Supplied data
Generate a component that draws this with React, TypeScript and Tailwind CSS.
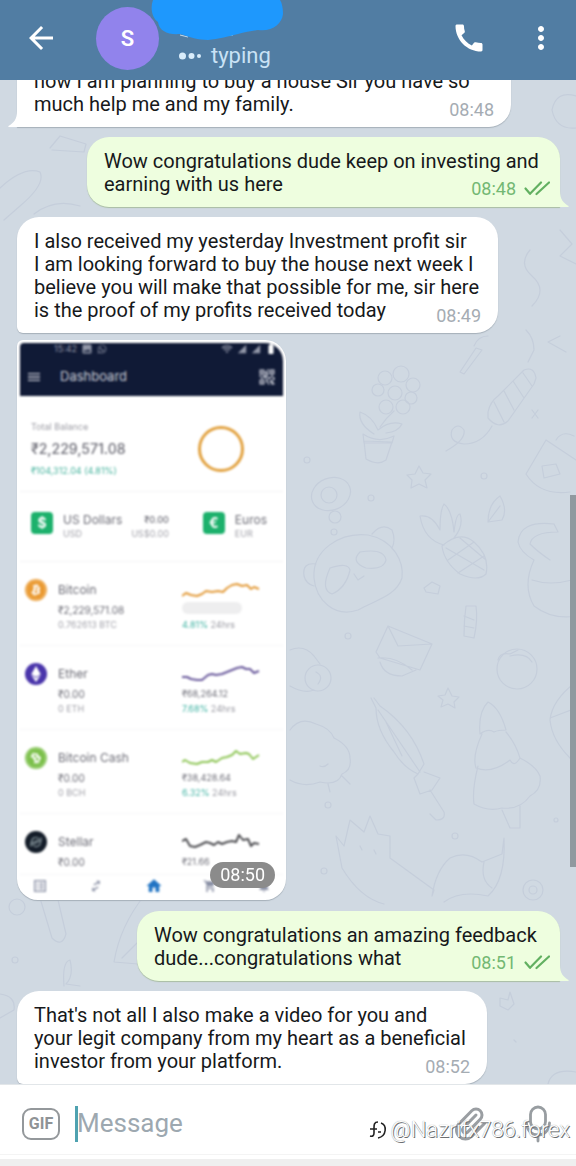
import type { ReactNode } from "react"
import { MdArrowBack, MdCall, MdHome, MdImage, MdMenu, MdMoreVert, MdNotifications, MdQrCode2, MdShoppingCart, MdSignalCellular4Bar, MdSwapHoriz, MdListAlt, MdWifi, MdBatteryFull } from "react-icons/md"
import { FaBitcoin, FaEthereum, FaWhatsapp } from "react-icons/fa"
import { SiStellar } from "react-icons/si"
import { Paperclip } from "lucide-react"

const messages = [
  {
    id: 1,
    own: false,
    tail: true,
    width: "w-[494px]",
    lines: ["now I am planning to buy a house Sir you have so", "much help me and my family."],
    time: "08:48",
  },
  {
    id: 2,
    own: true,
    tail: true,
    width: "w-[473px]",
    lines: ["Wow congratulations dude keep on investing and", "earning with us here"],
    time: "08:48",
  },
  {
    id: 3,
    own: false,
    tail: false,
    width: "w-[481px]",
    lines: [
      "I also received my yesterday Investment profit sir",
      "I am looking forward to buy the house next week I",
      "believe you will make that possible for me, sir here",
      "is the proof of my profits received today",
    ],
    time: "08:49",
  },
  {
    id: 4,
    own: true,
    tail: true,
    width: "w-[423px]",
    lines: ["Wow congratulations an amazing feedback", "dude...congratulations what"],
    time: "08:51",
  },
  {
    id: 5,
    own: false,
    tail: false,
    width: "w-[470px]",
    lines: [
      "That's not all I also make a video for you and",
      "your legit company from my heart as a beneficial",
      "investor from your platform.",
    ],
    time: "08:52",
  },
]

const coins = [
  {
    name: "Bitcoin",
    value: "₹2,229,571.08",
    amount: "0.762613 BTC",
    price: "",
    change: "4.81%",
    color: "#e39b3a",
    badge: "bg-[#ea9a32]",
    icon: <FaBitcoin className="size-5 text-[#ea9a32] bg-white rounded-full" />,
    points: "0,14 4,11 9,13 15,14 20,12 24,9 30,10 36,9 41,10 45,6 50,3 55,2 60,4 65,3 69,7 72,5 77,7",
  },
  {
    name: "Ether",
    value: "₹0.00",
    amount: "0 ETH",
    price: "₹68,264.12",
    change: "7.68%",
    color: "#6a5a9c",
    badge: "bg-[#4a35ab]",
    icon: <FaEthereum className="size-4 text-white" />,
    points: "0,11 5,11 9,13 15,14 20,14 26,9 30,8 34,9 40,8 45,6 50,4 55,2 60,1 64,3 68,3 72,7 77,5",
  },
  {
    name: "Bitcoin Cash",
    value: "₹0.00",
    amount: "0 BCH",
    price: "₹38,428.64",
    change: "6.32%",
    color: "#8fc657",
    badge: "bg-[#7cc04b]",
    icon: <FaBitcoin className="size-5 text-[#7cc04b] bg-white rounded-full -rotate-45" />,
    points: "0,12 3,10 8,13 15,14 20,12 26,12 30,10 34,12 40,8 45,7 50,5 54,1 58,4 64,3 67,4 71,9 77,5",
  },
  {
    name: "Stellar",
    value: "₹0.00",
    amount: "",
    price: "₹21.66",
    change: "",
    color: "#4e4e52",
    badge: "bg-[#141d29]",
    icon: <SiStellar className="size-3 text-[#9fb0b5]" />,
    points: "0,7 4,5 8,12 13,13 18,11 24,8 28,9 32,11 36,8 40,10 45,8 50,7 54,8 57,1 61,6 66,5 69,12 72,9 77,10",
  },
]

function Ticks() {
  return (
    <svg width="26" height="15" viewBox="0 0 26 15" fill="none" stroke="#62b061" strokeWidth="2.2" strokeLinecap="round" strokeLinejoin="round">
      <path d="M1.5 7.5 6 12.8 17 1.5M12.5 13 25 1.5" />
    </svg>
  )
}

function Bubble({ own, tail, width, lines, time }: { own: boolean; tail: boolean; width: string; lines: string[]; time: string }) {
  const last = lines.length - 1
  const shape = own
    ? "self-end bg-[#eefedf] rounded-[22px] rounded-br-none pl-[17px] pr-[10px] shadow-[0_1px_1px_#a9bda3]"
    : `self-start bg-white rounded-[22px] px-[17px] shadow-[0_1px_1px_#a6b0ba] ${tail ? "rounded-bl-none" : "rounded-bl-md"}`
  return (
    <div className={`relative max-w-full shrink-0 pt-[13px] pb-[11px] text-xl leading-[23px] text-[#17191b] ${width} ${shape}`}>
      {lines.slice(0, last).map((line) => (
        <p key={line} className="whitespace-nowrap">{line}</p>
      ))}
      <div className="flex items-end justify-between">
        <p>{lines[last]}</p>
        <div className={`flex items-center gap-2 text-lg leading-3 ${own ? "text-[#73b873]" : "text-[#a5acb3]"}`}>
          <time>{time}</time>
          {own && <Ticks />}
        </div>
      </div>
      {tail && (
        <svg
          className={`absolute bottom-0 ${own ? "left-full" : "right-full -scale-x-100"}`}
          width="9"
          height="16"
          viewBox="0 0 9 16"
          fill={own ? "#eefedf" : "#ffffff"}
        >
          <path d="M0 0C0 8 3 12 9 15.2L8 16H0Z" />
        </svg>
      )}
    </div>
  )
}

function FiatIcon({ children }: { children: ReactNode }) {
  return (
    <span className="flex size-[22px] shrink-0 items-center justify-center rounded bg-[#1cb16c] text-sm font-bold text-white">
      {children}
    </span>
  )
}

function Dashboard() {
  return (
    <div className="flex flex-col overflow-hidden rounded-[18px] rounded-tl-sm bg-white font-['Inter',sans-serif] text-[#6c6c76] blur-[1px]">
      <div className="h-[53px] bg-[#101a36] px-1.5 text-[#c9ccd6]">
        <div className="flex h-3 items-center gap-1 pl-7 text-[9px] text-[#9297a8]">
          <span>15:42</span>
          <MdImage className="size-3" />
          <FaWhatsapp className="size-2.5" />
          <MdWifi className="ml-auto size-3" />
          <MdSignalCellular4Bar className="size-2.5" />
          <MdSignalCellular4Bar className="size-2.5" />
          <MdBatteryFull className="size-3 text-white" />
        </div>
        <div className="flex h-11 items-center text-[13px]">
          <MdMenu className="size-4" />
          <span className="ml-[18px]">Dashboard</span>
          <MdQrCode2 className="ml-auto size-5" />
        </div>
      </div>
      <div className="flex h-24 items-center justify-between border-b border-[#f3f3f5] pl-[11px] pr-[38px] pt-[10px]">
        <div>
          <p className="text-[9px] leading-4 text-[#9b9ba3]">Total Balance</p>
          <p className="py-1 text-sm leading-5 font-medium">₹2,229,571.08</p>
          <p className="text-[9px] leading-4 text-[#45b39d]">₹104,312.04 (4.81%)</p>
        </div>
        <svg width="48" height="48" viewBox="0 0 48 48" fill="none">
          <circle cx="24" cy="24" r="21.5" stroke="#e2a240" strokeWidth="3" />
        </svg>
      </div>
      <div className="flex h-[70px] items-start border-b border-[#f3f3f5] pl-[11px] pr-4 pt-5 text-xs leading-4">
        <FiatIcon>$</FiatIcon>
        <div className="ml-[10px] whitespace-nowrap">
          <p>US Dollars</p>
          <p className="text-[9px] leading-3 text-[#a3a3ab]">USD</p>
        </div>
        <div className="ml-auto text-right text-[9px]">
          <p className="font-medium">₹0.00</p>
          <p className="leading-3 text-[#a3a3ab]">US$0.00</p>
        </div>
        <div className="ml-[34px] flex">
          <FiatIcon>€</FiatIcon>
          <div className="ml-[10px]">
            <p>Euros</p>
            <p className="text-[9px] leading-3 text-[#a3a3ab]">EUR</p>
          </div>
        </div>
      </div>
      {coins.map((coin) => (
        <div key={coin.name} className={`flex border-b border-[#f6f6f8] pl-[5px] pt-5 ${coin.change ? "h-21" : "h-[61px]"}`}>
          <span className={`-mt-[3px] flex size-[22px] shrink-0 items-center justify-center rounded-full ${coin.badge}`}>{coin.icon}</span>
          <div className="ml-[11px] w-[124px] leading-4">
            <p className="text-xs">{coin.name}</p>
            <p className="mt-1 text-[10px]">{coin.value}</p>
            <p className="text-[9px] leading-[14px] text-[#a3a3ab]">{coin.amount}</p>
          </div>
          <div>
            <svg width="78" height="16" viewBox="0 0 78 16" fill="none" stroke={coin.color} strokeWidth="2" strokeLinejoin="round">
              <polyline points={coin.points} />
            </svg>
            {coin.price ? (
              <p className="mt-1 text-[9px] leading-4">{coin.price}</p>
            ) : (
              <div className="my-1 h-3 w-15 rounded-full bg-[#eeeeef]" />
            )}
            {coin.change && (
              <p className="text-[9px] leading-[14px] text-[#9a9aa2]">
                <span className="text-[#3fb3a3]">{coin.change}</span> 24hrs
              </p>
            )}
          </div>
        </div>
      ))}
      <div className="flex h-[22px] items-center justify-between px-3 text-[#8a90a5]">
        <MdListAlt className="size-4" />
        <MdSwapHoriz className="size-4 -rotate-30" />
        <MdHome className="size-[18px] text-[#2174c4]" />
        <MdShoppingCart className="size-3.5" />
        <MdNotifications className="size-3.5" />
      </div>
    </div>
  )
}

function Wallpaper() {
  return (
    <svg className="absolute left-0 top-0" width="576" height="1004" viewBox="0 80 576 1004" fill="none" stroke="#c5cedb" strokeWidth="1.2" strokeLinecap="round" strokeLinejoin="round">
      {/* flower pot */}
      <path d="M364 441 366 459Q378 466 386 460L392 442ZM363 434Q378 444 394 436L392 443H364ZM374 434Q358 424 360 412Q372 416 378 430Q390 420 402 424Q398 432 386 433M380 427Q386 418 394 411" />
      <circle cx="395" cy="393" r="7" />
      <circle cx="385" cy="378" r="7" />
      <circle cx="401" cy="374" r="8" />
      <circle cx="413" cy="385" r="7" />
      <circle cx="411" cy="398" r="6" />
      <circle cx="403" cy="407" r="7" />
      <circle cx="386" cy="407" r="7" />
      <circle cx="378" cy="390" r="6" />
      {/* firework */}
      <path d="M488 412Q490 402 498 396L524 370Q534 366 536 378L534 384 508 421Q498 430 488 418ZM494 402 504 422M504 391 514 410M513 381 524 398M523 373 532 386M492 426Q482 444 464 444 448 442 452 430 458 422 464 430 466 440 446 451" />
      <path d="M460 372 476 348 482 350 464 374ZM474 346Q478 336 488 336M526 330Q534 338 534 350L528 362M560 336 548 342 566 352" />
      {/* panda */}
      <path d="M314 578C312 550 340 532 368 535 394 540 404 562 402 578 396 596 376 600 358 610 334 618 316 600 314 578ZM372 534Q382 522 392 530 396 540 392 548M316 564Q302 562 304 576 306 584 314 586" />
      <path d="M330 568Q348 562 350 570 346 588 332 594 320 590 330 568ZM360 552Q384 548 386 560 384 570 366 568 350 562 360 552M354 574 358 580 364 576" />
      <ellipse cx="331" cy="494" rx="20" ry="16" transform="rotate(-22 331 494)" />
      <circle cx="329" cy="495" r="8" />
      <circle cx="335" cy="517" r="6" />
      <circle cx="334" cy="532" r="3" />
      {/* pineapple */}
      <path d="M442 546Q460 530 474 542 490 556 486 574 478 582 460 574 444 562 442 546ZM448 560 474 542M458 573 484 556M446 548 484 570M460 538 486 560M444 545Q424 540 420 516 432 514 440 530 440 510 444 504 452 510 454 532 456 514 460 514 464 526 454 538" />
      <path d="M419 466 423 473 431 474 425 480 427 488 419 484 411 488 412 480 407 475 415 474ZM488 522Q488 504 500 496 508 510 502 520ZM488 522 500 506M424 588 432 582 440 586 438 594 426 592ZM532 410 538 418M538 410 532 418" />
      <circle cx="371" cy="498" r="3" />
      <circle cx="484" cy="476" r="3" />
      <circle cx="307" cy="460" r="3" />
      <circle cx="348" cy="636" r="3" />
      {/* teabag */}
      <path d="M526 474 546 440 576 460M526 474Q540 496 570 492M542 466 556 464 560 474 544 478ZM556 440Q562 430 574 436" />
      {/* cat tail */}
      <path d="M554 524Q520 520 518 542 520 552 534 560 522 586 534 606 552 620 576 616M554 524 558 532Q532 532 530 544 538 552 550 560M532 580Q550 586 572 580" />
      <path d="M466 606Q464 620 464 636L474 638Q478 620 476 606ZM464 616 474 620M464 626 474 628" />
      {/* envelope */}
      <path d="M388 626 432 644 420 670 380 658 376 652ZM388 626 398 646 432 644M378 658Q396 656 412 670M380 662Q384 676 402 676L416 670" />
      <circle cx="517" cy="669" r="20" />
      <path d="M498 660Q500 652 510 654L518 650M510 656Q526 652 532 662" />
      <path d="M448 688 452 696 459 697 454 702 455 708 448 704 441 707 443 700 438 696 445 695Z" />
      {/* lion and sheep */}
      <path d="M290 650Q304 644 314 656L320 664M290 686Q304 694 314 690" />
      <circle cx="318" cy="678" r="13" />
      <path d="M316 672Q324 676 318 684" />
      <path d="M290 730Q300 716 316 724 330 728 334 738 350 746 350 758 352 770 342 774 338 786 320 782 304 788 290 780M320 766Q324 768 328 764M328 784 330 792M342 776 350 784" />
      {/* umbrella */}
      <path d="M371 698 376 708Q376 730 394 752 404 768 418 774L424 764Q412 728 380 706L374 698M378 710 420 772M386 722 402 756M418 774 414 778 420 794 432 790 440 778 424 772M430 790 444 812Q446 820 436 820L430 814" />
      {/* fir tree */}
      <path d="M480 734Q478 712 488 702 500 708 506 730 498 730 494 732M480 734Q488 728 494 732M482 734Q472 756 476 768 492 774 510 760 514 768 520 758Q516 744 506 732M478 766Q472 790 474 804 488 812 502 808 520 810 530 796 542 790 540 776 536 766 520 758M502 810 510 828 520 828 520 806" />
      <path d="M576 682Q552 700 550 720 552 740 570 758M550 718 576 708" />
      {/* squirrel */}
      <path d="M342 868 336 836 344 846 350 820 364 832 370 816 378 834 390 836 390 858 434 890 432 896Q436 870 450 858 466 850 482 862L502 854 504 838Q506 880 488 896 460 890 444 902M342 868Q360 898 384 904M484 862Q480 880 492 888M360 846 362 850M374 850 376 854" />
      <circle cx="533" cy="890" r="10" />
      <circle cx="533" cy="890" r="4" />
      <circle cx="328" cy="805" r="3" />
      <circle cx="455" cy="836" r="3" />
      <circle cx="324" cy="871" r="3" />
      <circle cx="556" cy="820" r="2" />
      {/* strip along the left edge */}
      <path d="M50 148 60 136 86 144 84 152 52 150M0 188Q24 166 40 172 46 184 20 206L4 220M34 214Q54 198 80 206M40 898 52 938Q62 948 66 934L58 900M144 896Q120 926 114 962L138 964M122 958 140 940M64 986Q62 962 70 960 74 976 66 984L80 986" />
      <circle cx="17" cy="907" r="8" />
      <circle cx="15" cy="960" r="3" />
      <path d="M0 994Q16 996 14 1010L0 1018M500 998 508 1000 510 992 514 1004 508 1010 500 1006ZM548 1084Q552 1068 576 1072M514 1040 516 1042M552 110Q556 90 576 96M552 110Q556 130 576 128M530 250Q518 264 532 276 548 290 532 306M560 230 572 244 560 256 576 264" />
    </svg>
  )
}

export default function App() {
  return (
    <div className="relative flex h-screen flex-col overflow-hidden bg-[#d0d9e2] font-['Roboto',sans-serif]">
      <header className="relative z-10 flex h-20 shrink-0 items-center bg-[#517da3] pb-1 pl-[23px] pr-[17px] text-white">
        <button aria-label="Back">
          <MdArrowBack className="size-9" />
        </button>
        <div className="ml-[37px] flex size-[63px] shrink-0 items-center justify-center rounded-full bg-[#9183ec] text-[22px] font-semibold">
          S
        </div>
        <div className="ml-5 flex flex-1 items-end gap-[10px] self-stretch pb-2 text-[22px] leading-6 text-[#c9e2f5]">
          <svg width="22" height="24" viewBox="0 0 22 24" fill="#d9edfb">
            <circle cx="3.5" cy="12" r="3.5" />
            <circle cx="12.5" cy="12" r="3" />
            <circle cx="20" cy="12" r="2" />
          </svg>
          <span>typing</span>
        </div>
        <button aria-label="Call">
          <MdCall className="size-9" />
        </button>
        <button aria-label="More options" className="ml-9">
          <MdMoreVert className="size-9" />
        </button>
        <svg className="absolute left-[150px] top-0" width="134" height="42" viewBox="0 0 134 42">
          <path d="M30 35 38 37M76 35 83 35" stroke="#c5dbec" strokeWidth="1" />
          <path d="M3 0C0 8 2 18 8 22 9 31 18 35 30 34 40 37 48 40 58 40 68 39 80 36 88 34 95 32 102 31 108 30 122 32 132 24 133 14 133 8 132 3 130 0Z" fill="#1e98fd" />
        </svg>
      </header>

      <main className="relative flex flex-1 flex-col justify-end gap-[10px] overflow-hidden pl-[17px] pr-4">
        <Wallpaper />
        {messages.slice(0, 3).map((message) => (
          <Bubble key={message.id} {...message} />
        ))}
        <div className="relative mb-px -mt-[3px] w-[269px] shrink-0 self-start rounded-[21px] rounded-tl-md bg-white p-[3px] shadow-[0_1px_1px_#a6b0ba]">
          <Dashboard />
          <time className="absolute bottom-3 right-[11px] flex h-[26px] items-center rounded-full bg-[#8b8b8b] px-[10px] text-lg text-white">08:50</time>
        </div>
        {messages.slice(3).map((message) => (
          <Bubble key={message.id} {...message} />
        ))}
        <div className="absolute right-0 top-[415px] h-[372px] w-1.5 bg-[#90999f]" />
      </main>

      <footer className="relative shrink-0 border-t border-[#e2e6e9] bg-white">
        <div className="flex h-[70px] items-center border-b border-[#f4f4f4] pl-[22px] pr-[22px] pt-2">
          <button className="flex h-8 w-[38px] shrink-0 items-center justify-center rounded-[9px] border-2 border-[#94989b] text-base font-bold text-[#8f9396]">
            GIF
          </button>
          <span className="ml-[15px] h-9 w-[3px] shrink-0 bg-[#4fa2b0]" />
          <input
            aria-label="Message"
            placeholder="Message"
            className="-ml-px h-9 min-w-0 flex-1 text-[26px] outline-none placeholder:text-[#9da8b0]"
          />
          <button aria-label="Attach">
            <Paperclip className="size-9 text-[#9a9ea2]" strokeWidth={2} />
          </button>
          <button aria-label="Record voice message" className="ml-[34px]">
            <svg width="32" height="38" viewBox="0 0 32 38" fill="none" stroke="#989da1" strokeWidth="2.8" strokeLinecap="round">
              <rect x="8.5" y="2" width="15" height="22" rx="7.5" />
              <path d="M4.5 18C5 26 10 30 16 30S27 26 27.5 18M16 30V36" />
            </svg>
          </button>
        </div>
        <div className="mt-1 h-[7px] bg-[#efefef]" />
        <div className="absolute right-[6px] top-[33px] flex items-center gap-1 text-[22px] leading-6 font-light text-white [text-shadow:1px_1px_0_#6b6e71,0_0_1px_#8a8d90]">
          <svg width="18" height="20" viewBox="0 0 18 20" fill="none" stroke="#222" strokeWidth="1.6">
            <path d="M9 2C5 2 5 5 5 8V13Q5 17 1 16M1 9H8M12 3C18 5 18 16 9 18M9 12H12" />
          </svg>
          <span>@Nazrifx786.forex</span>
        </div>
      </footer>
    </div>
  )
}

Requirement
The required output is the number of lines containing the word "with", and nothing besides.

Written solution
2